Horse stampede in a cavalry scene: “There’s such a rumble on a mass of cavalry, it’s hard to record literally that. The first thing you do is record things like horses on racetracks. We’d put recorders on jockeys – there’s a local racetrack here in the East Bay that’s sort of horses with carts. You could go in the pace car or something, you could get a real straight-on recording of a group of horses galloping. We also recorded cattle being moved. For the really low end, we can use deep, almost rumbly explosive stuff – I’ve had a sound for years of glaciers breaking apart. It was useful as horses galloping and as a distant artillery sound.”

Incoming shell: “That’s one of the scariest sounds in war to me, knowing that a shell is coming in to explode near you. I recorded my vacuum cleaner. I was vacuuming my stairs and if you vacuum in the crack of the stairs in the carpet, it makes this crazy whoosh. This happens to sound people all time, you’re doing something mundane one day and you hear this great sound. My wife has long thought I’m crazy; she probably had to be quiet for a few hours while I recorded a vacuum cleaner. The cracks of my stairs are so clean now.”

The star horses, Joey and Topthorn: “Our first instinct as a sound man is, if I just take a walrus and an otter, and speed them up, it’ll make a great Joey vocal! Spielberg tried to warn against that. He wanted the horses to sound like horses. We recorded many, many horses to find the voice for Joey. My favorite was miniature horses. They sound different, they have a different emotional range – they’re a little closer to dogs. We have to make a library of different horse vocals and start categorizing them into different emotions. We had to record horses in veterinary hospitals that were sick or coming out of anesthesia. My wife has a horse, her horse makes this weird teeth grind, we used it all through the movie. I use it as a tender friendly sound between Joey and Albert,” the boy played by Jeremy Irvine.

The sound editor Teresa Eckton specializes in creature vocals, Mr. Rydstrom continued. “She cut Chewbacca. She and I would look at a scene and we would talk about it as if working with an actor or working with an animator. So we would talk about what was going on in the horse’s mind. It’s like ‘Inside the Actor’s Studio’ – what is the horse’s goal? You need action verbs to describe what the horse is going through. It was good to decide separately Joey and Topthorn, where their minds were at. We started to build piece by piece, breath by breath, to make a horse vocal come alive. It was the most intricate and difficult thing to do, to make the horses believable and have character.”

Tanks: “I have the old-fashioned push mower with no engine. I’m mowing the lawn and I hear this clattery thing – you slow that down and record it really close, it’s perfect for a tank.”
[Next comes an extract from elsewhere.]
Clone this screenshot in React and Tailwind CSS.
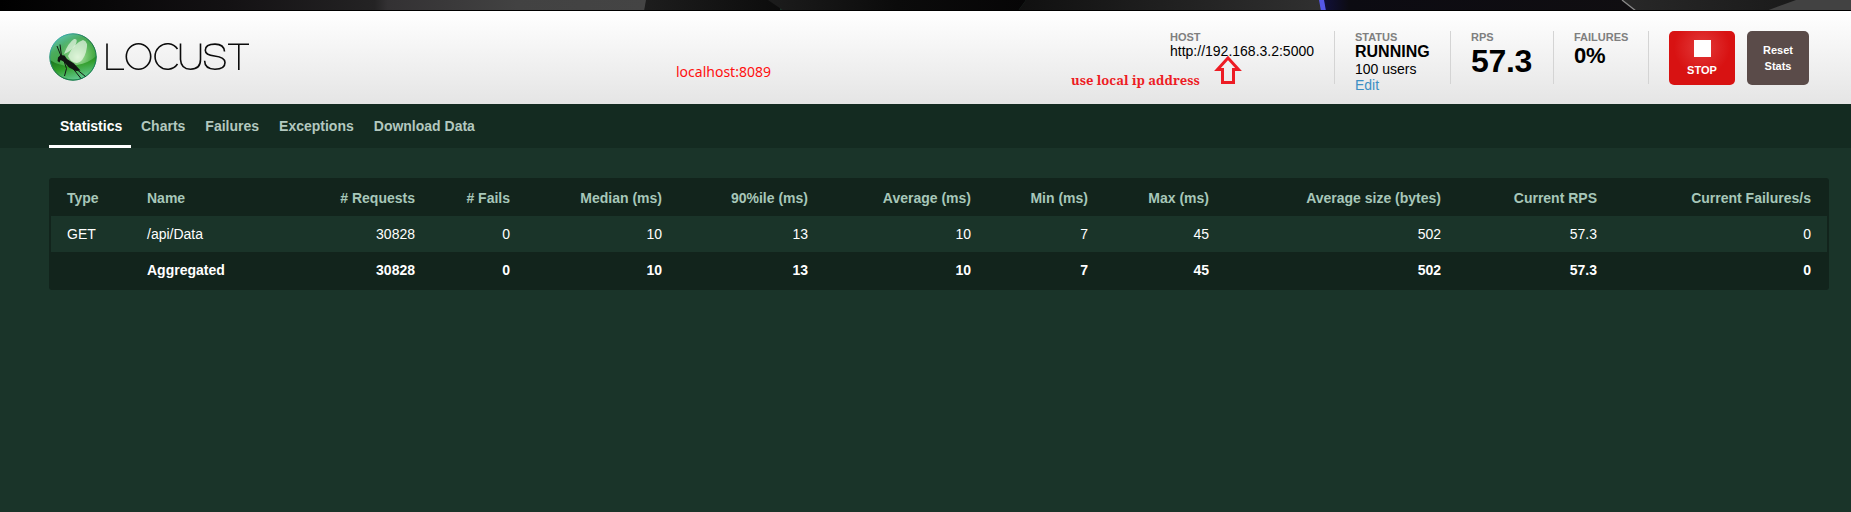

Trenches: “Trenches for World War I are key. I tried to find the claustrophobic sound of being in a trench. If you take one of those big water bottles and you blow over the top of it, and you loop it and you slow it down, it makes this steady howl. So we used that. Again, the sounds of your household can be immensely satisfying.”

For those wondering how Mr. Rydstrom got his start, he said he went to film school: “The fundamental irony of my career is that I got interested in film because I loved silent film.”